++++ ENTRIES PROVIDED

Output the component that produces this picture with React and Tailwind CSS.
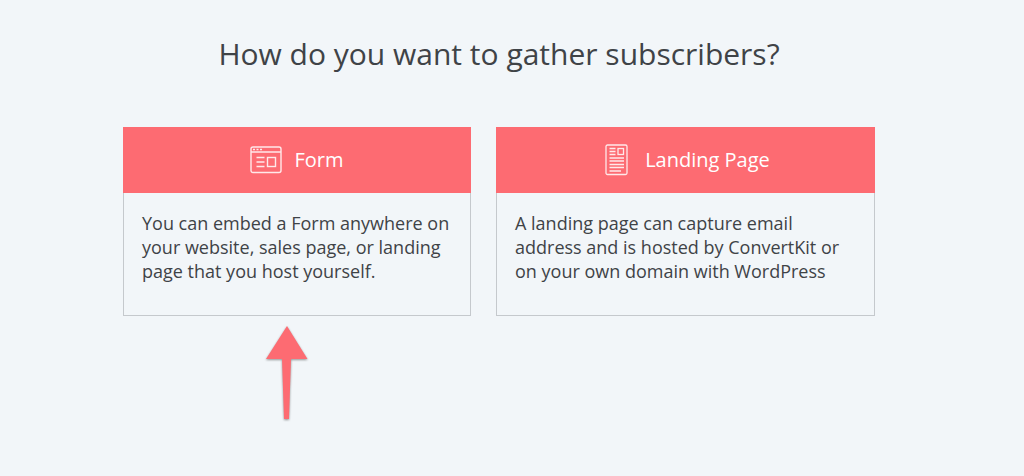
function FormIcon() {
  return (
    <svg width="32" height="32" viewBox="0 0 32 32" fill="none" stroke="#ffe9ea" strokeWidth="1.4" aria-hidden="true">
      <rect x="1" y="3" width="30" height="25.500" rx="2" />
      <path d="M1 8H31M6.500 13.500H14.500M6.500 18H14.500M6.500 22.500H14.500" />
      <path d="M3 5.500H5M6.500 5.500H8.500M10 5.500H12" strokeWidth="1.6" />
      <rect x="17.500" y="13.500" width="8" height="9" />
    </svg>
  );
}

function PageIcon() {
  return (
    <svg width="32" height="32" viewBox="0 0 32 32" fill="none" stroke="#ffe9ea" strokeWidth="1.3" aria-hidden="true">
      <rect x="5" y="1" width="21" height="29.500" rx="1.500" />
      <path d="M8.500 4.500H14.500M8.500 7.500H14.500M8.500 10.500H14.500M8.500 14H23M8.500 17H23M8.500 20.500H23M8.500 23.500H23M8.500 27H20" />
      <rect x="17" y="4.500" width="5.500" height="6" />
    </svg>
  );
}

function Option({ icon, title, children }) {
  return (
    <button type="button" className="flex w-full flex-col text-left">
      <span className="flex h-[66px] w-full items-center justify-center gap-3 bg-[#fd6b72] text-xl text-white">
        {icon}
        {title}
      </span>
      <span className="block w-full grow border border-t-0 border-[#c5c9cd] px-[18px] pt-[18px] pb-[32px] text-[18px] leading-[24px]">
        {children}
      </span>
    </button>
  );
}

function PointerArrow() {
  return (
    <svg width="50" height="102" viewBox="0 0 50 102" className="mt-[9px] ml-[139px] overflow-visible drop-shadow-[0_1px_1px_rgba(0,0,0,0.4)]" aria-hidden="true">
      <path d="M25 1L45.500 34H29L27 94H22L20 34H4Z" fill="#fd6b72" />
    </svg>
  );
}

export default function App() {
  return (
    <main className="min-h-screen bg-[#f2f6f9] pt-[33px] pr-[26px] font-['Open_Sans',sans-serif] text-[#3f4347]">
      <h1 className="text-center text-[30px] leading-[42px]">How do you want to gather subscribers?</h1>
      <div className="mx-auto mt-[52px] w-full max-w-[752px]">
        <div className="grid grid-cols-[348fr_379fr] gap-[25px]">
          <Option icon={<FormIcon />} title="Form">
            You can embed a Form anywhere on<br />your website, sales page, or landing<br />page that you host yourself.
          </Option>
          <Option icon={<PageIcon />} title="Landing Page">
            A landing page can capture email<br />address and is hosted by ConvertKit or<br />on your own domain with WordPress
          </Option>
        </div>
        <PointerArrow />
      </div>
    </main>
  );
}
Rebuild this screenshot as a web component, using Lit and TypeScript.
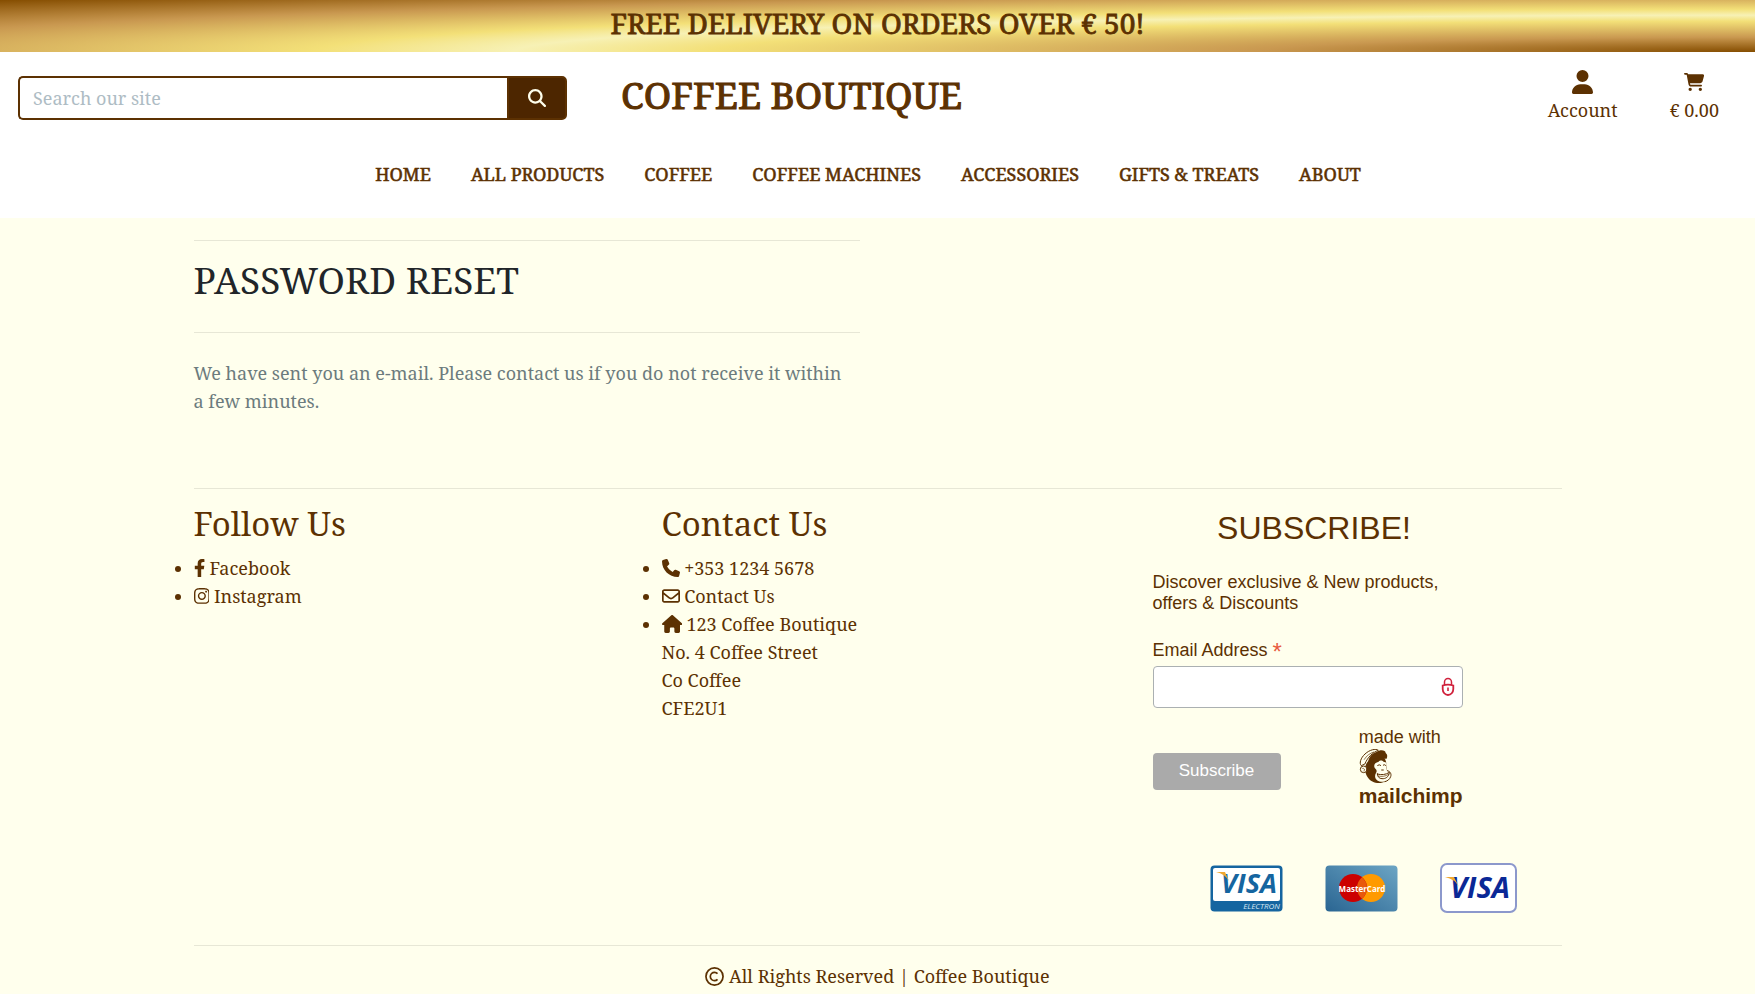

++++++++

Select the lines in this material that hold the word "with", leaving none out.

Output the component that produces this picture with React and Tailwind CSS.
            A landing page can capture email<br />address and is hosted by ConvertKit or<br />on your own domain with WordPress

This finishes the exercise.